Finance

New report: Mark Meadows apparently under investigation for campaign finance violations

In case you missed it, be sure to check out writer Roger Sollenberger’s article at the website Salon about former North Carolina congressman and Trump chief of staff Mark Meadows, entitled “New filing suggests Mark Meadows under investigation for campaign finance violations – Former Trump chief in jeopardy: Watchdog group filed complaint against Meadows in October, based on Salon’s report.”

As Sollenberger explains:

A year-end federal filing from former White House chief of staff Mark Meadows shows legal expenses that experts say indicate it is “highly likely” the North Carolina Republican is under scrutiny for campaign finance violations.
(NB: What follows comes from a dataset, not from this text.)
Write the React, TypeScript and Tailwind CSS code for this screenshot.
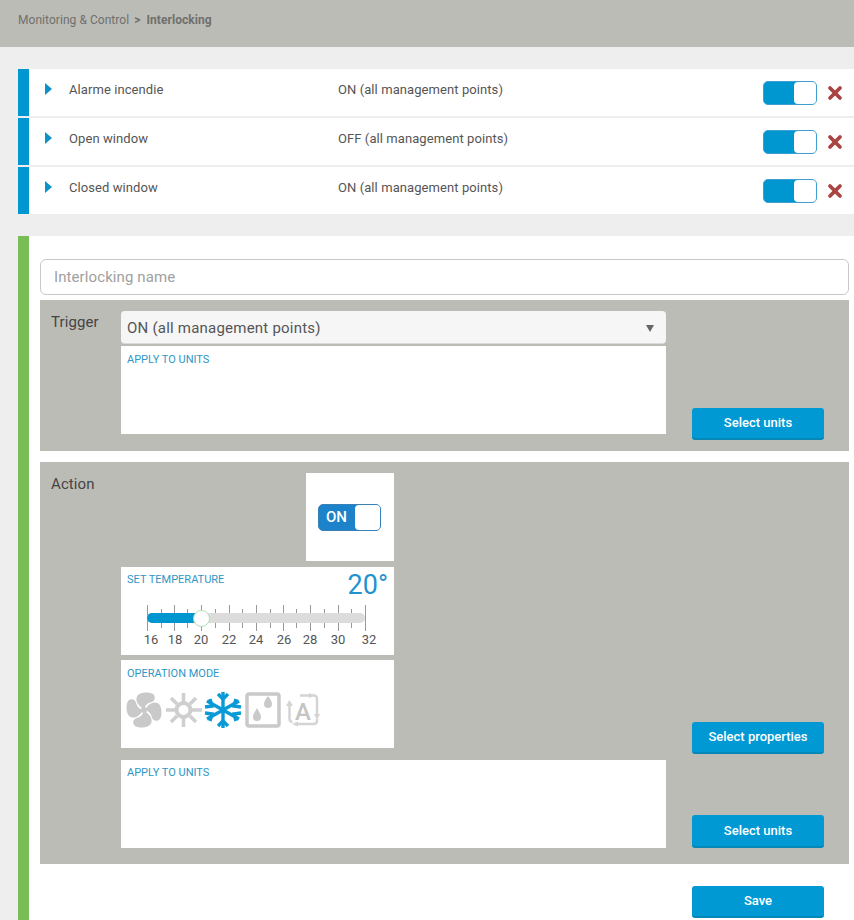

In October, the nonprofit government watchdog Citizens for Responsibility and Ethics in Washington (CREW) filed a complaint with the Federal Election Commission (FEC) requesting an investigation into Meadows, based on a Salon report that detailed a series of apparent violations of the prohibition on using campaign funds for personal expenses. Those payments covered gourmet cupcakes, grocery store purchases, a cell phone bill, posh meals and lodging at Donald Trump’s Washington hotel, according to filings with the FEC. Meadows’ campaign also spent thousands of dollars on “printed materials” at an upscale Washington-area custom jeweler on the day he left Congress for the White House. (The jewelry retailer has said it sells nothing that could be categorized that way.)

The article, which includes more details about the questionable ways in which the money was spent, goes on to quote election law experts as drawing parallels between Meadows’ situation and that of former Congressman Duncan Hunter, who was sentenced to prison for misuse of funds before obtaining a pardon from President Trump:

Similar charges have landed other politicians in prison. Former Rep. Duncan Hunter, a California Republican, was sentenced for using his campaign account for personal expenses, including at hotels and restaurants — including one of the venues Meadows routinely expensed, the Capitol Hill Club, a favored hangout of House Republicans that is just around the corner from Republican National Committee headquarters. Meadows made a $1,100 purchase there on Jan. 13, 2020, the same day Hunter resigned from the House for his numerous campaign finance violations.

(Hunter’s campaign spent more than $100,000 at the Capitol Hill Club, stretching back to 2008. The Meadows campaign expensed about half that amount at the club across 109 expenditures beginning in 2012, though most of that spending — more than $37,000 — came in the four years after Trump’s election.)

The article also raises the possibility that Meadows could also be under investigation for “his role in a now-infamous phone call during which Trump pressured Georgia Secretary of State Brad Raffensperger to ‘find’ votes for him, an apparent solicitation of election fraud.”

Last week, Meadows landed a new job at a conservative think tank run by former South Carolina Republican senator Jim DeMint known as the Conservative Partnership Institute.